But they can’t, apparently, so you’ll have to spell it out for them.

I don’t know why they’re stuck on this fragile, needy vision of you, besides habit, but I can guess: They, too, were traumatized by your mom’s death, and shifting their concern to You the Poor Child allows them to put their own grief someplace else, where it can feel productive. Grief is awful and weird and hard to manage in even its simplest forms, so it’s common for us to shift its weight around until we find some way, any way, we feel able to carry it. It would make sense that your relatives feel stronger themselves when they are performing in a strength role for you.

If my guess is accurate, then this reflexive condescension you describe is still misplaced and still unfairly erases you, but also comes from a place of compassion. Therefore, summoning your compassion for them is an appropriate place to start.

Let’s say, as an example, your aunt comes away from a family gathering feeling the pain of missing your mom. If she throws a Band-Aid on that by texting to check in on you, then she’s not just treating you as two-dimensional; she’s also distracting herself from her own emotional work.

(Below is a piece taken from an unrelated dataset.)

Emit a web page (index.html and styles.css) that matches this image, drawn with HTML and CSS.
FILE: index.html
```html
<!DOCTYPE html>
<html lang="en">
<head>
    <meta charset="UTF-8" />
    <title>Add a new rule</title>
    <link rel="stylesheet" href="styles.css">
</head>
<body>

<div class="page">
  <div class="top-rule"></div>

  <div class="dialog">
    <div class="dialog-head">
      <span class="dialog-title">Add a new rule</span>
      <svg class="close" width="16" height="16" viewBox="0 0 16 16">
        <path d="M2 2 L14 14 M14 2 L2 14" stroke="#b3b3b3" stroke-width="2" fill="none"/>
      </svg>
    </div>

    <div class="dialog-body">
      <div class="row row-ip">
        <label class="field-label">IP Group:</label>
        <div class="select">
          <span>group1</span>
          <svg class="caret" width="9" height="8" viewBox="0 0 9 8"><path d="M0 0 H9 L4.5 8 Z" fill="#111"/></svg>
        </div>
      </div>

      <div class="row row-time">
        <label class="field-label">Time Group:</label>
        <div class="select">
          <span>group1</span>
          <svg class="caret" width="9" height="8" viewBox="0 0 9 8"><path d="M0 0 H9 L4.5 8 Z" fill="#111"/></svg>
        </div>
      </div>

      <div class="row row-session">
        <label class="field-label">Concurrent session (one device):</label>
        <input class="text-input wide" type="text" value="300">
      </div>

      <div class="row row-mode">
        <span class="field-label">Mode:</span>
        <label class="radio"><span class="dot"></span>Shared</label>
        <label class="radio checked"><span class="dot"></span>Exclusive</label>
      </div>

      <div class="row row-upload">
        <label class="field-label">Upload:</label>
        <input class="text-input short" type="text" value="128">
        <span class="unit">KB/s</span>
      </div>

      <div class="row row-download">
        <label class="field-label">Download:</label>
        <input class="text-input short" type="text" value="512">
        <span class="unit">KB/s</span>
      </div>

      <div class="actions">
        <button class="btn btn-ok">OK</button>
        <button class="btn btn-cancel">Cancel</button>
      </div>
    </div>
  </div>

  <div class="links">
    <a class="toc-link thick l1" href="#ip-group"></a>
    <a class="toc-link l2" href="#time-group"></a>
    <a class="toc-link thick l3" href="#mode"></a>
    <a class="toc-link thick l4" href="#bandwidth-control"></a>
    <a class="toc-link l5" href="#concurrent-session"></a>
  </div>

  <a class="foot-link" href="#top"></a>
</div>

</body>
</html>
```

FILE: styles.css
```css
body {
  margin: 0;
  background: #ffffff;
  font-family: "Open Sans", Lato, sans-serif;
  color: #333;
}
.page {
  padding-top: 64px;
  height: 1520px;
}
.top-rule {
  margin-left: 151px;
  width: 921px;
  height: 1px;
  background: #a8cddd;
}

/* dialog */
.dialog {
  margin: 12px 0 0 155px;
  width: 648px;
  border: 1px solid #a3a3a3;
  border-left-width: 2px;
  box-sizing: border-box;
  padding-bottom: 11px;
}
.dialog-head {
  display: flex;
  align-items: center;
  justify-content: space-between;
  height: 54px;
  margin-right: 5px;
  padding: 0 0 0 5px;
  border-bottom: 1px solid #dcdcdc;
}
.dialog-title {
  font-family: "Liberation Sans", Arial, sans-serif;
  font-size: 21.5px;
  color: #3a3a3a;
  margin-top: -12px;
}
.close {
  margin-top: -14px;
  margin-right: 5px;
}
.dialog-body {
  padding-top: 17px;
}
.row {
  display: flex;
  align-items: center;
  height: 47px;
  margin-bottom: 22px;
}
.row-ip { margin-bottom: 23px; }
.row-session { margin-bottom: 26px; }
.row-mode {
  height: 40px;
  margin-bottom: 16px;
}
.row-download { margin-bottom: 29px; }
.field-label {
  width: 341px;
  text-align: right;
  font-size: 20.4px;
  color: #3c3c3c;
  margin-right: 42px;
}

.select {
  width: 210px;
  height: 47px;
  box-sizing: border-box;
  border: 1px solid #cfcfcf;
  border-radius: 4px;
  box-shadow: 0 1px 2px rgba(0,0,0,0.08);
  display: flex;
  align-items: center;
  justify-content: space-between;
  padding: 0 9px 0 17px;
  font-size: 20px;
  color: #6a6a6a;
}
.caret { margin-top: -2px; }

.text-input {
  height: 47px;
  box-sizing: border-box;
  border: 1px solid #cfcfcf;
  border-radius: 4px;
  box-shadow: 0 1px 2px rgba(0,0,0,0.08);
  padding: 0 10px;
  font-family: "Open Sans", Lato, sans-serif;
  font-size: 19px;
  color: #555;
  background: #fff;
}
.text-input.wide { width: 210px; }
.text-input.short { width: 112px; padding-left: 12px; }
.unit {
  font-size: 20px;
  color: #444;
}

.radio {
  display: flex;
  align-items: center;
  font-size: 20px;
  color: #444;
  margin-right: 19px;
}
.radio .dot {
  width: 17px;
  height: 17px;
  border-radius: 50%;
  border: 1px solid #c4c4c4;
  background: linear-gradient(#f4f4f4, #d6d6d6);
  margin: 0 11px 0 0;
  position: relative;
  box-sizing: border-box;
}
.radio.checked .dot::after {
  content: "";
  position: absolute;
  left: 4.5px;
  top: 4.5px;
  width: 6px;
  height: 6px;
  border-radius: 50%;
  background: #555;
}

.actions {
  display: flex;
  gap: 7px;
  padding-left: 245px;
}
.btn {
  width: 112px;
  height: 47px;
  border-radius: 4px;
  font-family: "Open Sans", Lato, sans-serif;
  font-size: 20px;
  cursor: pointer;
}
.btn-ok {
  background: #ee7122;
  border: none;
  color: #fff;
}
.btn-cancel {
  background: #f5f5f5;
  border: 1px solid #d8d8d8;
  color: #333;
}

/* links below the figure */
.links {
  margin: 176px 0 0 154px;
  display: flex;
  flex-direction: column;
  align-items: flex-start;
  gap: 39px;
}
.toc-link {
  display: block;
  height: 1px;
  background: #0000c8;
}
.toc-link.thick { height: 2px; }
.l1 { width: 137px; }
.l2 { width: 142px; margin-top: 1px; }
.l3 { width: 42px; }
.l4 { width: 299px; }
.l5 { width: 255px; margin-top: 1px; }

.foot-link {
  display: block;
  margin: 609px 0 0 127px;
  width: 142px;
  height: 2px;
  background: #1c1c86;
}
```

So when you alert them to how they’ve missed the point of who you are, do so kindly, with respect for the difficulty of all your experiences.

If it helps: You were always going to be the right person to stand up for what you need, because it’s your life and you’re in charge. But your letter says you are unusually well equipped to speak on your own behalf. Your letter is a lucid, affecting, persuasive draft of the message your family members need to receive if their interest in your well-being is genuine.

Telling your family the truth also sets an example of what you want from them. Again, I wish for your sake that your family hadn’t lapsed into role-playing with you, but to get out of it, you’ll have to break out of your role as young person to whom adults just happen. Choose one relative to start, the one you like most or who is most likely to get it, and share like a fellow adult: “Am I ‘okay’? Yes, I am, especially when people have conversations with me, about their feelings, about mom! (there’s so much about her I don’t know) or about anything else. What doesn’t feel good is always to be the one people worry about.” For a less talky alternative, try, “I’m okay — how are you doing,” which is deceptively powerful.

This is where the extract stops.